When Red River Roping and Riding Arena’s president received news of evacuation orders north of Prince Albert, Sask., because of the encroaching Cloverdale wildfire, Candice Sinitoski knew her team had to act fast.
It didn’t take long for people to respond. In fact, Sinitoski said the response they received from the community was phenomenal.
The evacuation order was issued for residents threatened by the fast-moving Cloverdale wildfire – a familiar situation for Sinitoski.
A few years ago, the arena and surrounding area were forced to evacuate because of a threatening wildfire. People came together to help relocate the horses and cattle. It was a time Sinitoski knew to prepare again for the future.
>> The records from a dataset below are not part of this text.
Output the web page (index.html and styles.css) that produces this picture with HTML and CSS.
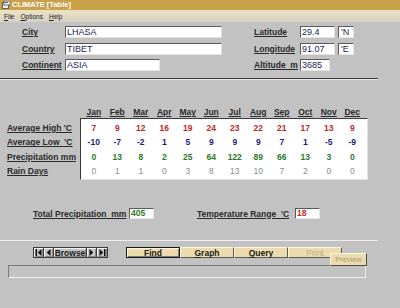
FILE: index.html
```html
<!DOCTYPE html>
<html>
<head>
<meta charset="utf-8">
<link rel="stylesheet" href="styles.css">
</head>
<body>
<div class="window">
  <div class="titlebar">
    <svg class="appicon" viewBox="0 0 8 8" width="8" height="8"><rect x="0.5" y="1.5" width="6" height="6" fill="#f4f4f4" stroke="#606060" stroke-width="1"/><rect x="2" y="0" width="6" height="4" fill="#ffffff" stroke="#404040" stroke-width="0.8"/><rect x="3" y="1" width="3" height="1" fill="#4060a0"/></svg>
    <span class="title">CLIMATE [Table]</span>
  </div>
  <div class="menubar">
    <span><u>F</u>ile</span><span><u>O</u>ptions</span><span><u>H</u>elp</span>
  </div>

  <div class="fields">
    <div class="group left">
      <div class="frow"><span class="lbl">City</span><div class="input w157">LHASA</div></div>
      <div class="frow"><span class="lbl">Country</span><div class="input w157">TIBET</div></div>
      <div class="frow"><span class="lbl">Continent</span><div class="input w95">ASIA</div></div>
    </div>
    <div class="group right">
      <div class="frow"><span class="lbl">Latitude</span><div class="input w35">29.4</div><div class="input unit">'N</div></div>
      <div class="frow"><span class="lbl">Longitude</span><div class="input w35">91.07</div><div class="input unit">'E</div></div>
      <div class="frow"><span class="lbl">Altitude&nbsp; m</span><div class="input w30">3685</div></div>
    </div>
  </div>

  <div class="sep-dark"></div>

  <div class="months">
    <span>Jan</span><span>Feb</span><span>Mar</span><span>Apr</span><span>May</span><span>Jun</span><span>Jul</span><span>Aug</span><span>Sep</span><span>Oct</span><span>Nov</span><span>Dec</span>
  </div>

  <div class="table">
    <div class="rowlabels">
      <div class="rlabel">Average High 'C</div>
      <div class="rlabel">Average Low&nbsp; 'C</div>
      <div class="rlabel">Precipitation mm</div>
      <div class="rlabel">Rain Days</div>
    </div>
    <div class="box">
      <div class="row high"><span>7</span><span>9</span><span>12</span><span>16</span><span>19</span><span>24</span><span>23</span><span>22</span><span>21</span><span>17</span><span>13</span><span>9</span></div>
      <div class="row low"><span>-10</span><span>-7</span><span>-2</span><span>1</span><span>5</span><span>9</span><span>9</span><span>9</span><span>7</span><span>1</span><span>-5</span><span>-9</span></div>
      <div class="row precip"><span>0</span><span>13</span><span>8</span><span>2</span><span>25</span><span>64</span><span>122</span><span>89</span><span>66</span><span>13</span><span>3</span><span>0</span></div>
      <div class="row rain"><span>0</span><span>1</span><span>1</span><span>0</span><span>3</span><span>8</span><span>13</span><span>10</span><span>7</span><span>2</span><span>0</span><span>0</span></div>
    </div>
  </div>

  <div class="totals">
    <span class="lbl tl1">Total Precipitation&nbsp; mm</span><div class="input w25 green">405</div>
    <span class="lbl tl2">Temperature Range&nbsp; 'C</span><div class="input w25 red">18</div>
  </div>

  <div class="sep-light"></div>

  <div class="buttons">
    <div class="nav">
      <div class="nbtn w11"><svg viewBox="0 0 7 7" width="7" height="7"><rect x="0.5" y="0" width="1.5" height="7" fill="#101010"/><polygon points="6.5,0 6.5,7 2.8,3.5" fill="#101010"/></svg></div>
      <div class="nbtn w11"><svg viewBox="0 0 7 7" width="7" height="7"><polygon points="5.5,0 5.5,7 1.8,3.5" fill="#101010"/></svg></div>
      <div class="nbtn browse">Browse</div>
      <div class="nbtn w11"><svg viewBox="0 0 7 7" width="7" height="7"><polygon points="1.5,0 1.5,7 5.2,3.5" fill="#101010"/></svg></div>
      <div class="nbtn w12"><svg viewBox="0 0 7 7" width="7" height="7"><polygon points="0.5,0 0.5,7 4.2,3.5" fill="#101010"/><rect x="5" y="0" width="1.5" height="7" fill="#101010"/></svg></div>
    </div>
    <div class="cmds">
      <div class="cbtn default">Find</div>
      <div class="cbtn"><u>G</u>raph</div>
      <div class="cbtn"><u>Q</u>uery</div>
      <div class="cbtn disabled">Print</div>
    </div>
    <div class="preview">Preview</div>
  </div>

  <div class="status"></div>
</div>
</body>
</html>
```

FILE: styles.css
```css
* { box-sizing: border-box; }
html, body { margin: 0; padding: 0; }
body {
  width: 400px;
  height: 308px;
  overflow: hidden;
  background: #c2c2c2;
  font-family: "Liberation Sans", Arial, sans-serif;
}
.window {
  width: 400px;
  height: 308px;
  background: #c2c2c2;
  position: relative;
}
.titlebar {
  height: 10px;
  background: #c9a14b;
  display: flex;
  align-items: center;
  padding-left: 2px;
}
.appicon { display: block; }
.title {
  color: #ffffff;
  font-weight: bold;
  font-size: 7.5px;
  line-height: 10px;
  margin-left: 2px;
}
.menubar {
  height: 12px;
  background: linear-gradient(#ece2c4, #d6d1c4);
  display: flex;
  align-items: center;
  gap: 6px;
  padding-left: 4px;
  font-size: 6.5px;
  color: #202020;
}
.fields {
  display: flex;
  padding: 4px 0 0 22px;
}
.group {
  display: flex;
  flex-direction: column;
  gap: 4.5px;
}
.group.right { margin-left: 32px; }
.frow {
  display: flex;
  align-items: center;
  height: 12px;
}
.lbl {
  font-size: 8.5px;
  font-weight: bold;
  color: #2a2a2a;
  text-decoration: underline;
  white-space: nowrap;
}
.left .lbl { width: 43px; }
.right .lbl { width: 46px; }
.input {
  height: 12px;
  background: #ffffff;
  border-top: 1px solid #5a5a5a;
  border-left: 1px solid #5a5a5a;
  border-right: 1px solid #e4e4e4;
  border-bottom: 1px solid #e4e4e4;
  font-size: 9px;
  line-height: 10px;
  color: #1c1c5c;
  padding-left: 1px;
  white-space: nowrap;
}
.w157 { width: 157px; }
.w95 { width: 95px; }
.w35 { width: 35px; }
.w30 { width: 30px; }
.w25 { width: 25px; height: 11px; line-height: 9px; font-weight: bold; font-size: 8.5px; }
.unit { width: 16px; margin-left: 3px; padding-left: 2px; }
.green { color: #2a7a2a; }
.red { color: #c0282c; }

.sep-dark {
  width: 378px;
  height: 2px;
  margin-top: 7px;
  border-top: 1px solid #3c3c3c;
  border-bottom: 1px solid #e8e8e8;
}

.months {
  margin-top: 27px;
  height: 10px;
  padding-left: 82px;
  display: grid;
  grid-template-columns: repeat(12, 23.5px);
  font-size: 8.5px;
  font-weight: bold;
  color: #2a2a2a;
  line-height: 10px;
  text-align: center;
}
.months span { text-decoration: underline; }

.table {
  margin-top: 1px;
  display: flex;
}
.rowlabels {
  width: 80px;
  padding: 3px 0 0 7px;
}
.rlabel {
  height: 14.3px;
  line-height: 14.3px;
  font-size: 8.5px;
  font-weight: bold;
  color: #2a2a2a;
  text-decoration: underline;
  white-space: nowrap;
}
.box {
  width: 288px;
  height: 62px;
  background: #ffffff;
  border-top: 1px solid #3a3a3a;
  border-left: 1px solid #3a3a3a;
  border-right: 1px solid #e4e4e4;
  border-bottom: 1px solid #e4e4e4;
  padding: 2px 0 0 1px;
}
.row {
  display: grid;
  grid-template-columns: repeat(12, 23.5px);
  height: 14.3px;
  line-height: 14.3px;
  font-size: 8.5px;
  font-weight: bold;
  text-align: center;
}
.high { color: #c0282c; }
.low { color: #1c1c80; }
.precip { color: #2a7a2a; }
.rain { color: #8c8c8c; font-weight: normal; }

.totals {
  margin-top: 28px;
  height: 11px;
  padding-left: 33px;
  display: flex;
  align-items: center;
}
.tl1 { width: 96px; }
.tl2 { width: 98px; margin-left: 43px; }

.sep-light {
  width: 378px;
  height: 1px;
  margin-top: 21px;
  background: #efefef;
}

.buttons {
  margin-top: 6px;
  height: 11px;
  display: flex;
  position: relative;
}
.nav {
  margin-left: 33px;
  display: flex;
  height: 11px;
}
.nbtn {
  height: 11px;
  border: 1px solid #3a3a3a;
  box-shadow: inset 1px 1px 0 #f4f4f4, inset -1px -1px 0 #8a8a8a;
  background: #c4c4c4;
  display: flex;
  align-items: center;
  justify-content: center;
  margin-right: -1px;
}
.nbtn svg { display: block; }
.w11 { width: 11px; }
.w12 { width: 12px; }
.browse {
  width: 34px;
  font-size: 8.5px;
  font-weight: bold;
  color: #202020;
}
.cmds {
  margin-left: 19px;
  display: flex;
  height: 11px;
}
.cbtn {
  width: 54px;
  height: 11px;
  background: #ecdcad;
  border-top: 1px solid #fff6de;
  border-left: 1px solid #fff6de;
  border-right: 1px solid #5a5a5a;
  border-bottom: 1px solid #5a5a5a;
  font-size: 8.5px;
  font-weight: bold;
  color: #202020;
  display: flex;
  align-items: center;
  justify-content: center;
}
.cbtn.default {
  border: 1px solid #1a1a1a;
  box-shadow: inset 1px 1px 0 #fff6de, inset -1px -1px 0 #7a7a7a;
}
.cbtn.disabled {
  color: #bcae8c;
  font-weight: normal;
}
.preview {
  position: absolute;
  left: 330px;
  top: 6px;
  width: 37px;
  height: 13px;
  background: #ecdcad;
  border-top: 1px solid #fff6de;
  border-left: 1px solid #fff6de;
  border-right: 1px solid #4a4a4a;
  border-bottom: 1px solid #4a4a4a;
  font-size: 7.5px;
  color: #a89a78;
  display: flex;
  align-items: center;
  justify-content: center;
}
.status {
  margin-top: 7px;
  margin-left: 8px;
  width: 358px;
  height: 13px;
  border-top: 1px solid #7a7a7a;
  border-left: 1px solid #7a7a7a;
  border-right: 1px solid #f0f0f0;
  border-bottom: 1px solid #f0f0f0;
}
```
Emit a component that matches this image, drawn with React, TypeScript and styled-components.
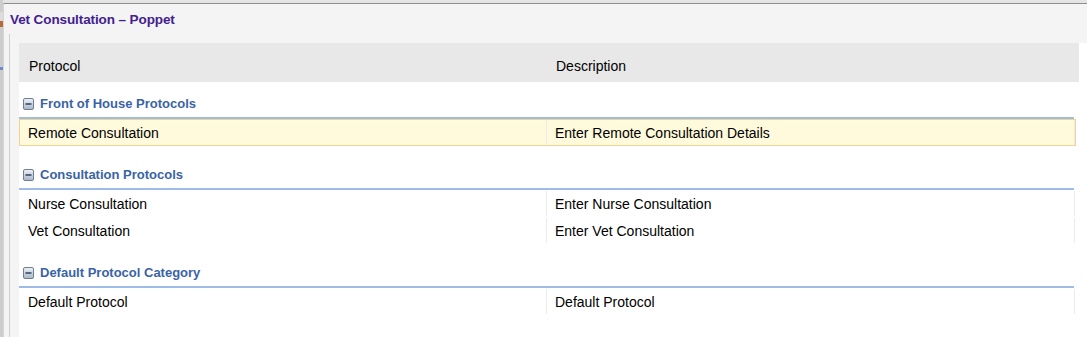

“You always know to prepare because of where we are situated,” she said. “We’re in a beautiful forest and when there is no rain, it can happen anytime…we would know as soon as we needed to go.
“Once you do it, it doesn’t make it easier the second time, but you’re just prepared and you do what you have to do.”
Sinitoski and her team are preparing for when it is safe to bring the animals back. Although they were not given a specific timeline, she said it is important the animals are safe and being taken care of.
The Red River Roping and Riding Arena is a sanctuary for horses and cattle. It is also a place where people can take horse riding lessons, or engage in horse therapy for those with special needs in their equine-assisted learning program.
The Cloverdale wildfire had grown to over 3,600 hectares by Tuesday morning.
Officials with the Saskatchewan government said the fire started just after 3 p.m. on Monday, roughly four kilometres northeast of the city.
They said it will be days before the wildfire can be contained due to the dry spring many areas of the province have experienced.